--- start ---

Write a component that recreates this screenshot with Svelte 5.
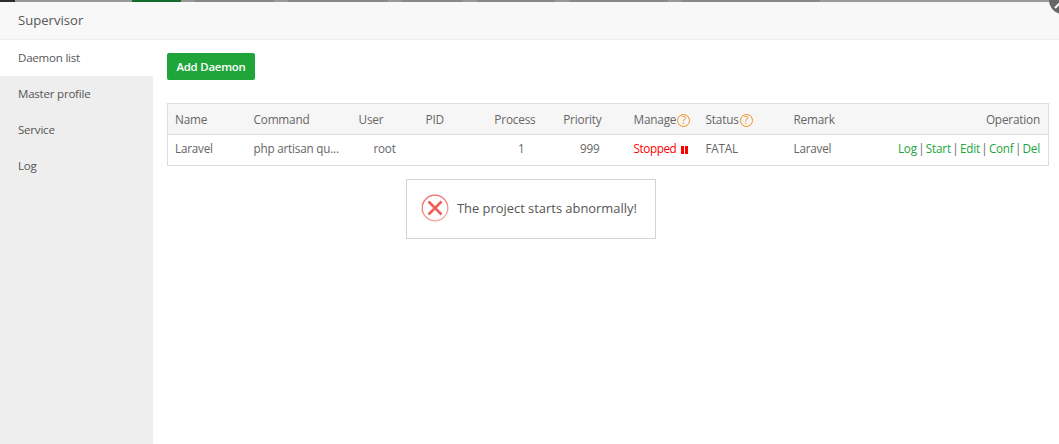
<script>
	const strip = [
		[15, '#2b2b2b'], [117, '#999'], [49, '#146c2c'], [14, '#999'], [79, '#888'], [14, '#999'],
		[100, '#888'], [13, '#999'], [62, '#888'], [14, '#999'], [78, '#888'], [14, '#999'],
		[99, '#888'], [13, '#999'], [139, '#888'], [239, '#9a9a9a']
	];
	const menu = ['Daemon list', 'Master profile', 'Service', 'Log'];
	const ops = ['Log', 'Start', 'Edit', 'Conf', 'Del'];
</script>

<div class="strip">
	{#each strip as [w, c]}
		<span style="width:{w}px;background:{c}"></span>
	{/each}
</div>
<div class="close">
	<svg width="20" height="20" viewBox="0 0 20 20"><path d="M2 18L18 2M2 2l16 16" stroke="#fff" stroke-width="2" /></svg>
</div>

<div class="window">
	<header>Supervisor</header>
	<div class="body">
		<nav>
			{#each menu as item, i}
				<div class="item" class:active={i === 0}>{item}</div>
			{/each}
		</nav>
		<main>
			<button>Add Daemon</button>
			<table>
				<colgroup>
					<col style="width:79px" /><col style="width:105px" /><col style="width:67px" /><col style="width:47px" />
					<col style="width:78px" /><col style="width:83px" /><col style="width:72px" /><col style="width:88px" />
					<col style="width:90px" /><col />
				</colgroup>
				<thead>
					<tr>
						<th>Name</th>
						<th>Command</th>
						<th>User</th>
						<th>PID</th>
						<th class="right">Process</th>
						<th class="right wide">Priority</th>
						<th>Manage<span class="help">?</span></th>
						<th>Status<span class="help">?</span></th>
						<th>Remark</th>
						<th class="right">Operation</th>
					</tr>
				</thead>
				<tbody>
					<tr>
						<td>Laravel</td>
						<td>php artisan qu...</td>
						<td class="center">root</td>
						<td></td>
						<td class="right one">1</td>
						<td class="right nine">999</td>
						<td class="stopped">Stopped<span class="pause"></span></td>
						<td>FATAL</td>
						<td>Laravel</td>
						<td class="right ops">
							{#each ops as op, i}
								<a href="#top">{op}</a>{#if i < ops.length - 1}<i>|</i>{/if}
							{/each}
						</td>
					</tr>
				</tbody>
			</table>
		</main>
	</div>
</div>

<div class="toast">
	<svg width="28" height="28" viewBox="0 0 28 28" fill="none">
		<defs>
			<linearGradient id="ring" x1="0.2" y1="0" x2="0.6" y2="1">
				<stop offset="0" stop-color="#ec6259" />
				<stop offset="1" stop-color="#f6aaa4" />
			</linearGradient>
		</defs>
		<circle cx="14" cy="14" r="12.8" stroke="url(#ring)" stroke-width="1.3" />
		<path d="M7.5 7.5l13 13M20.5 7.5l-13 13" stroke="#ee5f56" stroke-width="2.6" />
	</svg>
	<span>The project starts abnormally!</span>
</div>

<style>
	:global(body) {
		margin: 0;
		background: #fff;
		font-family: "Open Sans", "Noto Sans", sans-serif;
		font-size: 12px;
		color: #666;
		overflow: hidden;
	}
	.strip {
		display: flex;
		height: 2px;
	}
	.strip span {
		display: block;
		flex: none;
	}
	.close {
		position: absolute;
		top: -14px;
		right: -18px;
		width: 28px;
		height: 28px;
		border-radius: 50%;
		background: #666;
		display: flex;
		align-items: center;
		justify-content: center;
	}
	header {
		height: 37px;
		line-height: 37px;
		padding-left: 18px;
		background: #f8f8f8;
		border-bottom: 1px solid #eee;
		font-size: 13.1px;
		color: #555;
	}
	.body {
		display: flex;
		height: 404px;
	}
	nav {
		width: 153px;
		flex: none;
		background: #eee;
	}
	.item {
		height: 36px;
		line-height: 36px;
		padding-left: 18px;
		font-size: 11.5px;
		letter-spacing: -0.2px;
		color: #555;
	}
	.item.active {
		background: #fff;
	}
	main {
		flex: 1;
		padding: 13px 10px 0 14px;
	}
	button {
		display: block;
		width: 88px;
		height: 27px;
		padding: 0;
		border: 0;
		border-radius: 2px;
		background: #20a53a;
		color: #fff;
		font: 600 11.4px "Open Sans", sans-serif;
		letter-spacing: -0.2px;
	}
	table {
		width: 882px;
		margin-top: 23px;
		table-layout: fixed;
		border-collapse: collapse;
		border: 1px solid #ddd;
	}
	th,
	td {
		height: 30px;
		padding: 0 8px 0 7px;
		text-align: left;
		font-weight: 400;
		white-space: nowrap;
		overflow: hidden;
	}
	th {
		font-size: 11.8px;
		letter-spacing: -0.2px;
	}
	td {
		padding-bottom: 4px;
		height: 26px;
		font-size: 11.7px;
		letter-spacing: -0.2px;
	}
	thead tr {
		background: #f6f6f6;
		border-bottom: 1px solid #ddd;
	}
	.right {
		text-align: right;
	}
	.center {
		text-align: center;
	}
	.wide {
		padding-right: 25px;
	}
	.one {
		padding-right: 19px;
	}
	.nine {
		padding-right: 27px;
	}
	.help {
		display: inline-block;
		box-sizing: border-box;
		width: 13px;
		height: 13px;
		margin-left: 1px;
		border: 1px solid #f39021;
		border-radius: 50%;
		color: #f39021;
		font-size: 10px;
		line-height: 11px;
		letter-spacing: 0;
		text-align: center;
		vertical-align: 0;
	}
	.stopped {
		color: #f00;
		letter-spacing: -0.4px;
	}
	.pause {
		display: inline-block;
		box-sizing: border-box;
		width: 7px;
		height: 8px;
		margin-left: 5px;
		border-left: 3px solid #f00;
		border-right: 3px solid #f00;
		vertical-align: -1px;
	}
	.ops a {
		color: #20a53a;
		text-decoration: none;
	}
	.ops i {
		font-style: normal;
		color: #666;
		margin: 0 1.4px;
	}
	.toast {
		position: absolute;
		left: 406px;
		top: 179px;
		box-sizing: border-box;
		width: 250px;
		height: 60px;
		display: flex;
		align-items: center;
		gap: 8px;
		padding: 0 0 2px 14px;
		background: #fff;
		border: 1px solid #d3d3d3;
		font-size: 12.9px;
		color: #555;
	}
</style>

--- end ---

Ignore the images and quote every line of the listing exactly.

Write a component that recreates this screenshot with Svelte 5.
<script>
	const strip = [
		[15, '#2b2b2b'], [117, '#999'], [49, '#146c2c'], [14, '#999'], [79, '#888'], [14, '#999'],
		[100, '#888'], [13, '#999'], [62, '#888'], [14, '#999'], [78, '#888'], [14, '#999'],
		[99, '#888'], [13, '#999'], [139, '#888'], [239, '#9a9a9a']
	];
	const menu = ['Daemon list', 'Master profile', 'Service', 'Log'];
	const ops = ['Log', 'Start', 'Edit', 'Conf', 'Del'];
</script>

<div class="strip">
	{#each strip as [w, c]}
		<span style="width:{w}px;background:{c}"></span>
	{/each}
</div>
<div class="close">
	<svg width="20" height="20" viewBox="0 0 20 20"><path d="M2 18L18 2M2 2l16 16" stroke="#fff" stroke-width="2" /></svg>
</div>

<div class="window">
	<header>Supervisor</header>
	<div class="body">
		<nav>
			{#each menu as item, i}
				<div class="item" class:active={i === 0}>{item}</div>
			{/each}
		</nav>
		<main>
			<button>Add Daemon</button>
			<table>
				<colgroup>
					<col style="width:79px" /><col style="width:105px" /><col style="width:67px" /><col style="width:47px" />
					<col style="width:78px" /><col style="width:83px" /><col style="width:72px" /><col style="width:88px" />
					<col style="width:90px" /><col />
				</colgroup>
				<thead>
					<tr>
						<th>Name</th>
						<th>Command</th>
						<th>User</th>
						<th>PID</th>
						<th class="right">Process</th>
						<th class="right wide">Priority</th>
						<th>Manage<span class="help">?</span></th>
						<th>Status<span class="help">?</span></th>
						<th>Remark</th>
						<th class="right">Operation</th>
					</tr>
				</thead>
				<tbody>
					<tr>
						<td>Laravel</td>
						<td>php artisan qu...</td>
						<td class="center">root</td>
						<td></td>
						<td class="right one">1</td>
						<td class="right nine">999</td>
						<td class="stopped">Stopped<span class="pause"></span></td>
						<td>FATAL</td>
						<td>Laravel</td>
						<td class="right ops">
							{#each ops as op, i}
								<a href="#top">{op}</a>{#if i < ops.length - 1}<i>|</i>{/if}
							{/each}
						</td>
					</tr>
				</tbody>
			</table>
		</main>
	</div>
</div>

<div class="toast">
	<svg width="28" height="28" viewBox="0 0 28 28" fill="none">
		<defs>
			<linearGradient id="ring" x1="0.2" y1="0" x2="0.6" y2="1">
				<stop offset="0" stop-color="#ec6259" />
				<stop offset="1" stop-color="#f6aaa4" />
			</linearGradient>
		</defs>
		<circle cx="14" cy="14" r="12.8" stroke="url(#ring)" stroke-width="1.3" />
		<path d="M7.5 7.5l13 13M20.5 7.5l-13 13" stroke="#ee5f56" stroke-width="2.6" />
	</svg>
	<span>The project starts abnormally!</span>
</div>

<style>
	:global(body) {
		margin: 0;
		background: #fff;
		font-family: "Open Sans", "Noto Sans", sans-serif;
		font-size: 12px;
		color: #666;
		overflow: hidden;
	}
	.strip {
		display: flex;
		height: 2px;
	}
	.strip span {
		display: block;
		flex: none;
	}
	.close {
		position: absolute;
		top: -14px;
		right: -18px;
		width: 28px;
		height: 28px;
		border-radius: 50%;
		background: #666;
		display: flex;
		align-items: center;
		justify-content: center;
	}
	header {
		height: 37px;
		line-height: 37px;
		padding-left: 18px;
		background: #f8f8f8;
		border-bottom: 1px solid #eee;
		font-size: 13.1px;
		color: #555;
	}
	.body {
		display: flex;
		height: 404px;
	}
	nav {
		width: 153px;
		flex: none;
		background: #eee;
	}
	.item {
		height: 36px;
		line-height: 36px;
		padding-left: 18px;
		font-size: 11.5px;
		letter-spacing: -0.2px;
		color: #555;
	}
	.item.active {
		background: #fff;
	}
	main {
		flex: 1;
		padding: 13px 10px 0 14px;
	}
	button {
		display: block;
		width: 88px;
		height: 27px;
		padding: 0;
		border: 0;
		border-radius: 2px;
		background: #20a53a;
		color: #fff;
		font: 600 11.4px "Open Sans", sans-serif;
		letter-spacing: -0.2px;
	}
	table {
		width: 882px;
		margin-top: 23px;
		table-layout: fixed;
		border-collapse: collapse;
		border: 1px solid #ddd;
	}
	th,
	td {
		height: 30px;
		padding: 0 8px 0 7px;
		text-align: left;
		font-weight: 400;
		white-space: nowrap;
		overflow: hidden;
	}
	th {
		font-size: 11.8px;
		letter-spacing: -0.2px;
	}
	td {
		padding-bottom: 4px;
		height: 26px;
		font-size: 11.7px;
		letter-spacing: -0.2px;
	}
	thead tr {
		background: #f6f6f6;
		border-bottom: 1px solid #ddd;
	}
	.right {
		text-align: right;
	}
	.center {
		text-align: center;
	}
	.wide {
		padding-right: 25px;
	}
	.one {
		padding-right: 19px;
	}
	.nine {
		padding-right: 27px;
	}
	.help {
		display: inline-block;
		box-sizing: border-box;
		width: 13px;
		height: 13px;
		margin-left: 1px;
		border: 1px solid #f39021;
		border-radius: 50%;
		color: #f39021;
		font-size: 10px;
		line-height: 11px;
		letter-spacing: 0;
		text-align: center;
		vertical-align: 0;
	}
	.stopped {
		color: #f00;
		letter-spacing: -0.4px;
	}
	.pause {
		display: inline-block;
		box-sizing: border-box;
		width: 7px;
		height: 8px;
		margin-left: 5px;
		border-left: 3px solid #f00;
		border-right: 3px solid #f00;
		vertical-align: -1px;
	}
	.ops a {
		color: #20a53a;
		text-decoration: none;
	}
	.ops i {
		font-style: normal;
		color: #666;
		margin: 0 1.4px;
	}
	.toast {
		position: absolute;
		left: 406px;
		top: 179px;
		box-sizing: border-box;
		width: 250px;
		height: 60px;
		display: flex;
		align-items: center;
		gap: 8px;
		padding: 0 0 2px 14px;
		background: #fff;
		border: 1px solid #d3d3d3;
		font-size: 12.9px;
		color: #555;
	}
</style>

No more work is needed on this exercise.